--- Begin Listed entries ---

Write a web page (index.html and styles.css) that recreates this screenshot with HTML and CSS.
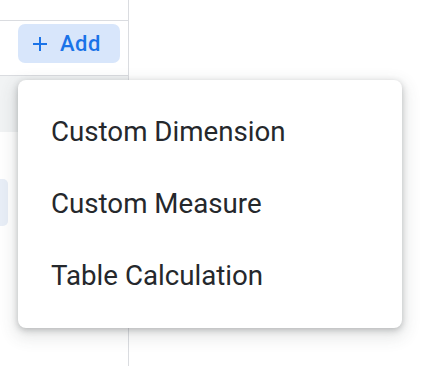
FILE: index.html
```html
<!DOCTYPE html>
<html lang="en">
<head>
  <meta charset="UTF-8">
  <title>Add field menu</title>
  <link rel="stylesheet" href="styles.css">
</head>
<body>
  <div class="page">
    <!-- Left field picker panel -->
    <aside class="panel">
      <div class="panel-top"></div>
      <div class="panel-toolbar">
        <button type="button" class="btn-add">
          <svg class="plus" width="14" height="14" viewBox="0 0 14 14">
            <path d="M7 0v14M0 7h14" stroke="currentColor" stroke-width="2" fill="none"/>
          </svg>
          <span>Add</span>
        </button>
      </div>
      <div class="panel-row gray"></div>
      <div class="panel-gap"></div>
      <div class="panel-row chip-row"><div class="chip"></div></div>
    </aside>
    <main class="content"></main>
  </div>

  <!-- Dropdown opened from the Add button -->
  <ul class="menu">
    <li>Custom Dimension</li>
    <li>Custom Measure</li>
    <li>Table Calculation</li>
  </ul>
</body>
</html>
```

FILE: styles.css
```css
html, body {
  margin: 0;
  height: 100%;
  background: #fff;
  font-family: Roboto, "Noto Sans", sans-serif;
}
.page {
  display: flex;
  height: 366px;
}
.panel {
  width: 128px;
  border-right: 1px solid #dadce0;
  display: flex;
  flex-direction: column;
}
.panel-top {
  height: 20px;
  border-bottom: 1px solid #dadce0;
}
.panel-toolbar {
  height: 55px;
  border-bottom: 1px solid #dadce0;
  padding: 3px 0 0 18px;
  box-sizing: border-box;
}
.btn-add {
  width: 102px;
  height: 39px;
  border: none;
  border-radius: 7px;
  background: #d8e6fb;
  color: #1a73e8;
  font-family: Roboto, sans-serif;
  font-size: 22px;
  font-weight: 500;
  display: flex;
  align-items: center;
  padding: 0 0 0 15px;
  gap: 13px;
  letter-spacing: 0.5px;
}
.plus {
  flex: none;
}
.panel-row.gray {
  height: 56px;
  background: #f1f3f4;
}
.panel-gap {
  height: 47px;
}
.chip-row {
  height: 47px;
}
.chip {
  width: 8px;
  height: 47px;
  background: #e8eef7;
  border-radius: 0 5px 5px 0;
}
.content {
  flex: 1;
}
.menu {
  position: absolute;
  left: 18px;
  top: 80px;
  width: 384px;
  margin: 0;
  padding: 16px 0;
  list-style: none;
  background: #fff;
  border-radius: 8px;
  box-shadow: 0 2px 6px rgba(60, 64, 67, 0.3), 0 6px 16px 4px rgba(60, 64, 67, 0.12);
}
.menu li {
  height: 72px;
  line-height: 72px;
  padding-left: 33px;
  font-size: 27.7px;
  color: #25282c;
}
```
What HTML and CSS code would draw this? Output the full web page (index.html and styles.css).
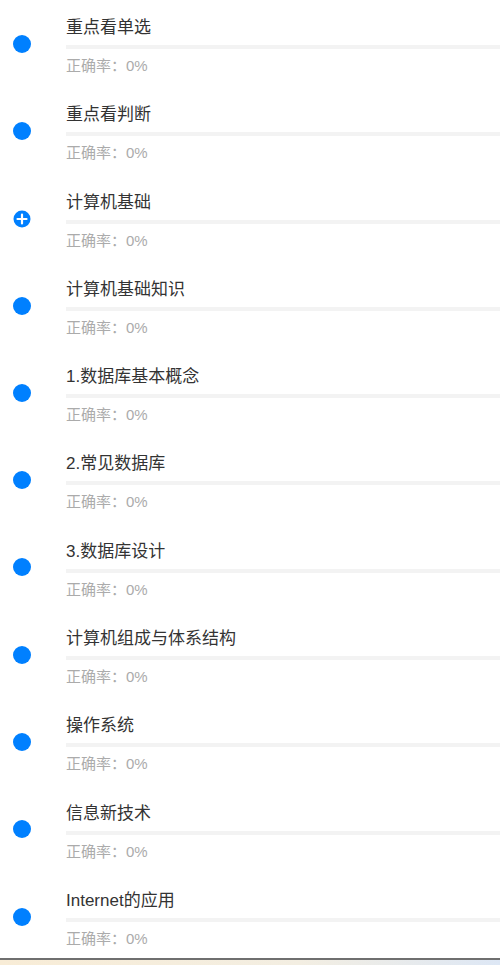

--- End Listed entries ---

## [Aim]
All the records need to be repeated exactly, with the images dropped.

## [Solution below]
Write a web page (index.html and styles.css) that recreates this screenshot with HTML and CSS.
FILE: index.html
```html
<!DOCTYPE html>
<html lang="en">
<head>
  <meta charset="UTF-8">
  <title>Add field menu</title>
  <link rel="stylesheet" href="styles.css">
</head>
<body>
  <div class="page">
    <!-- Left field picker panel -->
    <aside class="panel">
      <div class="panel-top"></div>
      <div class="panel-toolbar">
        <button type="button" class="btn-add">
          <svg class="plus" width="14" height="14" viewBox="0 0 14 14">
            <path d="M7 0v14M0 7h14" stroke="currentColor" stroke-width="2" fill="none"/>
          </svg>
          <span>Add</span>
        </button>
      </div>
      <div class="panel-row gray"></div>
      <div class="panel-gap"></div>
      <div class="panel-row chip-row"><div class="chip"></div></div>
    </aside>
    <main class="content"></main>
  </div>

  <!-- Dropdown opened from the Add button -->
  <ul class="menu">
    <li>Custom Dimension</li>
    <li>Custom Measure</li>
    <li>Table Calculation</li>
  </ul>
</body>
</html>
```

FILE: styles.css
```css
html, body {
  margin: 0;
  height: 100%;
  background: #fff;
  font-family: Roboto, "Noto Sans", sans-serif;
}
.page {
  display: flex;
  height: 366px;
}
.panel {
  width: 128px;
  border-right: 1px solid #dadce0;
  display: flex;
  flex-direction: column;
}
.panel-top {
  height: 20px;
  border-bottom: 1px solid #dadce0;
}
.panel-toolbar {
  height: 55px;
  border-bottom: 1px solid #dadce0;
  padding: 3px 0 0 18px;
  box-sizing: border-box;
}
.btn-add {
  width: 102px;
  height: 39px;
  border: none;
  border-radius: 7px;
  background: #d8e6fb;
  color: #1a73e8;
  font-family: Roboto, sans-serif;
  font-size: 22px;
  font-weight: 500;
  display: flex;
  align-items: center;
  padding: 0 0 0 15px;
  gap: 13px;
  letter-spacing: 0.5px;
}
.plus {
  flex: none;
}
.panel-row.gray {
  height: 56px;
  background: #f1f3f4;
}
.panel-gap {
  height: 47px;
}
.chip-row {
  height: 47px;
}
.chip {
  width: 8px;
  height: 47px;
  background: #e8eef7;
  border-radius: 0 5px 5px 0;
}
.content {
  flex: 1;
}
.menu {
  position: absolute;
  left: 18px;
  top: 80px;
  width: 384px;
  margin: 0;
  padding: 16px 0;
  list-style: none;
  background: #fff;
  border-radius: 8px;
  box-shadow: 0 2px 6px rgba(60, 64, 67, 0.3), 0 6px 16px 4px rgba(60, 64, 67, 0.12);
}
.menu li {
  height: 72px;
  line-height: 72px;
  padding-left: 33px;
  font-size: 27.7px;
  color: #25282c;
}
```
What HTML and CSS code would draw this? Output the full web page (index.html and styles.css).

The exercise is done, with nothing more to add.